A Wisconsin United Methodist Church panel has brought charges against a lesbian minister that could end in her removal from the clergy – but the same committee praised her courage and criticized the church laws that required that the charges be issued.
The case has helped inspire a letter from 32 retired Methodist bishops urging the church to drop its ban on “self-proclaimed practicing homosexuals” serving as ministers.
A church trial has been set for April in the case, the first of its kind ever in Wisconsin.
The Rev. Amy DeLong of Osceola, in northwestern Wisconsin, precipitated the case in 2009 when she agreed to preside at a holy union ceremony for a lesbian couple, and then separately registered with her partner of 15 years under Wisconsin’s Domestic Partnership Law. She reported both actions to the church’s Wisconsin Annual Conference, the governing body for the church in the state, as part of her annual accounting of her ministry.
She said she knew her actions would have consequences.

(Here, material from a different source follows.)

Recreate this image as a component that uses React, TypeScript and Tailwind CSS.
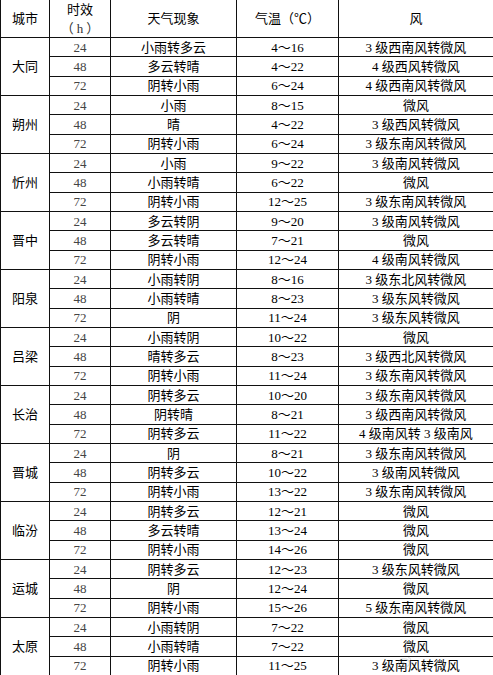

“I want to help the church to be true to its proclamations,” she said in an interview. “We don’t have to earn our way into God’s heart. We’ve already been accepted.”
The United Methodist Church, the nation’s third-largest denomination, prohibits ministers from performing same-sex unions and allows gay or lesbian ministers only if they’re celibate, or if they don’t reveal their sexual orientation.